__STATED TASK__
Exclude the pictures, then repeat the remaining data exactly.
-------- COLLECTED MATERIAL
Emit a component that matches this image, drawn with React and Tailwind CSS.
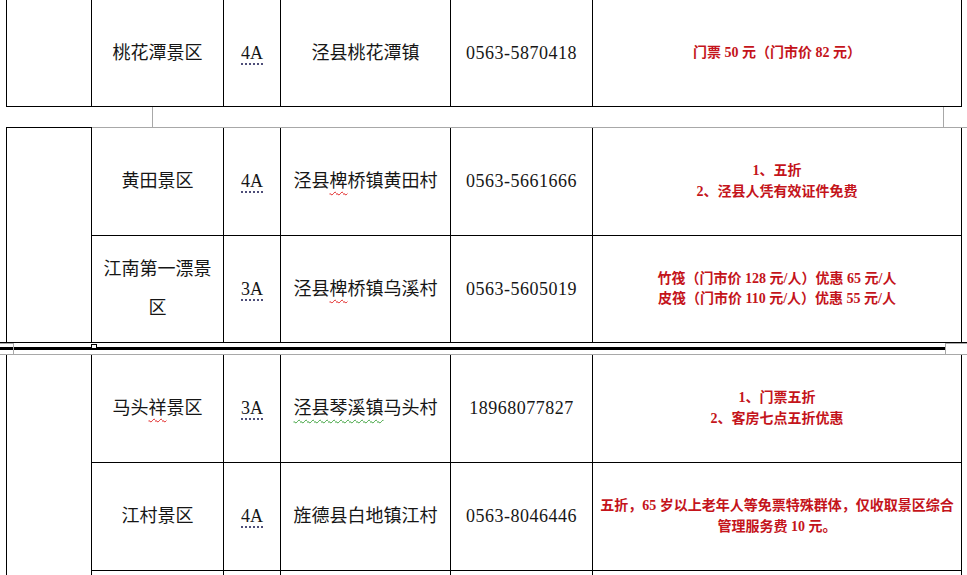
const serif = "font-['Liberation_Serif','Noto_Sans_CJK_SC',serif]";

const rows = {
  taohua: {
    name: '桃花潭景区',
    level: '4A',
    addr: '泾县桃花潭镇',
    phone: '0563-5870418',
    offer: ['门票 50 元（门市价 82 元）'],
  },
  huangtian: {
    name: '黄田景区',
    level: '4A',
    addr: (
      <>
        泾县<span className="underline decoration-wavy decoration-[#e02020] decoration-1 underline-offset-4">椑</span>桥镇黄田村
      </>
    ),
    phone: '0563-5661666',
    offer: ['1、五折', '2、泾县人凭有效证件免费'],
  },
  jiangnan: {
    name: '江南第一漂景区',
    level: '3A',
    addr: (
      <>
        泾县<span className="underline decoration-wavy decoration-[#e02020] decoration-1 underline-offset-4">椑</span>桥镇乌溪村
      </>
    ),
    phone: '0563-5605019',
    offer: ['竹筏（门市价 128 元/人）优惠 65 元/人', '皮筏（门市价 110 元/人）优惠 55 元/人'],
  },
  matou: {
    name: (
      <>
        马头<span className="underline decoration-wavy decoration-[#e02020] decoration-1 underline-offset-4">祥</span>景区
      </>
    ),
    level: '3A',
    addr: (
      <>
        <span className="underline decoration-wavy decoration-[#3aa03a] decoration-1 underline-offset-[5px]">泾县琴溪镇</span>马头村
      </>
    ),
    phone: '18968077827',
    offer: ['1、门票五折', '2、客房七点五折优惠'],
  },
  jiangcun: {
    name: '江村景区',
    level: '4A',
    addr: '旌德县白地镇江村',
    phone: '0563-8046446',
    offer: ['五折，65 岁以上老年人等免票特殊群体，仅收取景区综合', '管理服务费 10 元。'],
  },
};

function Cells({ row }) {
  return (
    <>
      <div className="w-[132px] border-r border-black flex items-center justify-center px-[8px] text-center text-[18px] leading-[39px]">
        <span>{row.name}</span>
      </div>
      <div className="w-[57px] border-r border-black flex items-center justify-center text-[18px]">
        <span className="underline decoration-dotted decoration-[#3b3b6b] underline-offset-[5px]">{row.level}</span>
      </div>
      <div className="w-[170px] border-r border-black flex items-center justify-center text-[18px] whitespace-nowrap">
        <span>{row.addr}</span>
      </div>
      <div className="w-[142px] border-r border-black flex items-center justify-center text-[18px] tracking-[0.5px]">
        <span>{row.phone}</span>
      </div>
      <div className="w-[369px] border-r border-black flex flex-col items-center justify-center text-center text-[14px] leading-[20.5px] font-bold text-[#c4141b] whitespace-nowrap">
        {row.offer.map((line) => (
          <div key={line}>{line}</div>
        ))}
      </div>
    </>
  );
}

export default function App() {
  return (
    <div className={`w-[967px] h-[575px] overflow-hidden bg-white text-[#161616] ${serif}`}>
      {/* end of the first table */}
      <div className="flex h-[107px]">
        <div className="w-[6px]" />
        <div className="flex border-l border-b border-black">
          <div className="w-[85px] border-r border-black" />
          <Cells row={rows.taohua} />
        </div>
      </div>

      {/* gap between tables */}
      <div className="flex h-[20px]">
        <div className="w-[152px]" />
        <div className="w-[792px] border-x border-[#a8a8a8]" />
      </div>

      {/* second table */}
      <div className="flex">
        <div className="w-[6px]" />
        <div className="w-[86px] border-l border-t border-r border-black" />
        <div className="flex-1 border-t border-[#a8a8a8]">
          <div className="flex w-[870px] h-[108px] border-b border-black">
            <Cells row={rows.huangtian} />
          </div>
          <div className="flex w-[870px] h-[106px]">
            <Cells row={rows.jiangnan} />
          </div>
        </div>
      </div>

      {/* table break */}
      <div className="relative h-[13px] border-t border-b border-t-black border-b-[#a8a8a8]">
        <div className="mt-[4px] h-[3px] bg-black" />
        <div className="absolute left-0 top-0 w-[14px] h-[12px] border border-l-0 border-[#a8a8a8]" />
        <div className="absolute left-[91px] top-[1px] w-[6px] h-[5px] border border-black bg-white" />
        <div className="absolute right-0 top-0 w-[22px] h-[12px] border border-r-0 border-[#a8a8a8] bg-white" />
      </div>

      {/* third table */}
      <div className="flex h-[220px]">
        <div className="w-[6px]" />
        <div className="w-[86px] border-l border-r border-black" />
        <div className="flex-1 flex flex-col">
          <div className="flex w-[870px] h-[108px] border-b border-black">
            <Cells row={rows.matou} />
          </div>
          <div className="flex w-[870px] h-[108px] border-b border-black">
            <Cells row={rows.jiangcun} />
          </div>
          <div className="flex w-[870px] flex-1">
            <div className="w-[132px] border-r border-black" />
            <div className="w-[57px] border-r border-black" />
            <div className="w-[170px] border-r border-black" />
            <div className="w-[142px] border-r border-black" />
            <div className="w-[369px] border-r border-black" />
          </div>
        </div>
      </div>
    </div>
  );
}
----------------
__ANSWER TO THIS PROBLEM__
Emit a component that matches this image, drawn with React and Tailwind CSS.
const serif = "font-['Liberation_Serif','Noto_Sans_CJK_SC',serif]";

const rows = {
  taohua: {
    name: '桃花潭景区',
    level: '4A',
    addr: '泾县桃花潭镇',
    phone: '0563-5870418',
    offer: ['门票 50 元（门市价 82 元）'],
  },
  huangtian: {
    name: '黄田景区',
    level: '4A',
    addr: (
      <>
        泾县<span className="underline decoration-wavy decoration-[#e02020] decoration-1 underline-offset-4">椑</span>桥镇黄田村
      </>
    ),
    phone: '0563-5661666',
    offer: ['1、五折', '2、泾县人凭有效证件免费'],
  },
  jiangnan: {
    name: '江南第一漂景区',
    level: '3A',
    addr: (
      <>
        泾县<span className="underline decoration-wavy decoration-[#e02020] decoration-1 underline-offset-4">椑</span>桥镇乌溪村
      </>
    ),
    phone: '0563-5605019',
    offer: ['竹筏（门市价 128 元/人）优惠 65 元/人', '皮筏（门市价 110 元/人）优惠 55 元/人'],
  },
  matou: {
    name: (
      <>
        马头<span className="underline decoration-wavy decoration-[#e02020] decoration-1 underline-offset-4">祥</span>景区
      </>
    ),
    level: '3A',
    addr: (
      <>
        <span className="underline decoration-wavy decoration-[#3aa03a] decoration-1 underline-offset-[5px]">泾县琴溪镇</span>马头村
      </>
    ),
    phone: '18968077827',
    offer: ['1、门票五折', '2、客房七点五折优惠'],
  },
  jiangcun: {
    name: '江村景区',
    level: '4A',
    addr: '旌德县白地镇江村',
    phone: '0563-8046446',
    offer: ['五折，65 岁以上老年人等免票特殊群体，仅收取景区综合', '管理服务费 10 元。'],
  },
};

function Cells({ row }) {
  return (
    <>
      <div className="w-[132px] border-r border-black flex items-center justify-center px-[8px] text-center text-[18px] leading-[39px]">
        <span>{row.name}</span>
      </div>
      <div className="w-[57px] border-r border-black flex items-center justify-center text-[18px]">
        <span className="underline decoration-dotted decoration-[#3b3b6b] underline-offset-[5px]">{row.level}</span>
      </div>
      <div className="w-[170px] border-r border-black flex items-center justify-center text-[18px] whitespace-nowrap">
        <span>{row.addr}</span>
      </div>
      <div className="w-[142px] border-r border-black flex items-center justify-center text-[18px] tracking-[0.5px]">
        <span>{row.phone}</span>
      </div>
      <div className="w-[369px] border-r border-black flex flex-col items-center justify-center text-center text-[14px] leading-[20.5px] font-bold text-[#c4141b] whitespace-nowrap">
        {row.offer.map((line) => (
          <div key={line}>{line}</div>
        ))}
      </div>
    </>
  );
}

export default function App() {
  return (
    <div className={`w-[967px] h-[575px] overflow-hidden bg-white text-[#161616] ${serif}`}>
      {/* end of the first table */}
      <div className="flex h-[107px]">
        <div className="w-[6px]" />
        <div className="flex border-l border-b border-black">
          <div className="w-[85px] border-r border-black" />
          <Cells row={rows.taohua} />
        </div>
      </div>

      {/* gap between tables */}
      <div className="flex h-[20px]">
        <div className="w-[152px]" />
        <div className="w-[792px] border-x border-[#a8a8a8]" />
      </div>

      {/* second table */}
      <div className="flex">
        <div className="w-[6px]" />
        <div className="w-[86px] border-l border-t border-r border-black" />
        <div className="flex-1 border-t border-[#a8a8a8]">
          <div className="flex w-[870px] h-[108px] border-b border-black">
            <Cells row={rows.huangtian} />
          </div>
          <div className="flex w-[870px] h-[106px]">
            <Cells row={rows.jiangnan} />
          </div>
        </div>
      </div>

      {/* table break */}
      <div className="relative h-[13px] border-t border-b border-t-black border-b-[#a8a8a8]">
        <div className="mt-[4px] h-[3px] bg-black" />
        <div className="absolute left-0 top-0 w-[14px] h-[12px] border border-l-0 border-[#a8a8a8]" />
        <div className="absolute left-[91px] top-[1px] w-[6px] h-[5px] border border-black bg-white" />
        <div className="absolute right-0 top-0 w-[22px] h-[12px] border border-r-0 border-[#a8a8a8] bg-white" />
      </div>

      {/* third table */}
      <div className="flex h-[220px]">
        <div className="w-[6px]" />
        <div className="w-[86px] border-l border-r border-black" />
        <div className="flex-1 flex flex-col">
          <div className="flex w-[870px] h-[108px] border-b border-black">
            <Cells row={rows.matou} />
          </div>
          <div className="flex w-[870px] h-[108px] border-b border-black">
            <Cells row={rows.jiangcun} />
          </div>
          <div className="flex w-[870px] flex-1">
            <div className="w-[132px] border-r border-black" />
            <div className="w-[57px] border-r border-black" />
            <div className="w-[170px] border-r border-black" />
            <div className="w-[142px] border-r border-black" />
            <div className="w-[369px] border-r border-black" />
          </div>
        </div>
      </div>
    </div>
  );
}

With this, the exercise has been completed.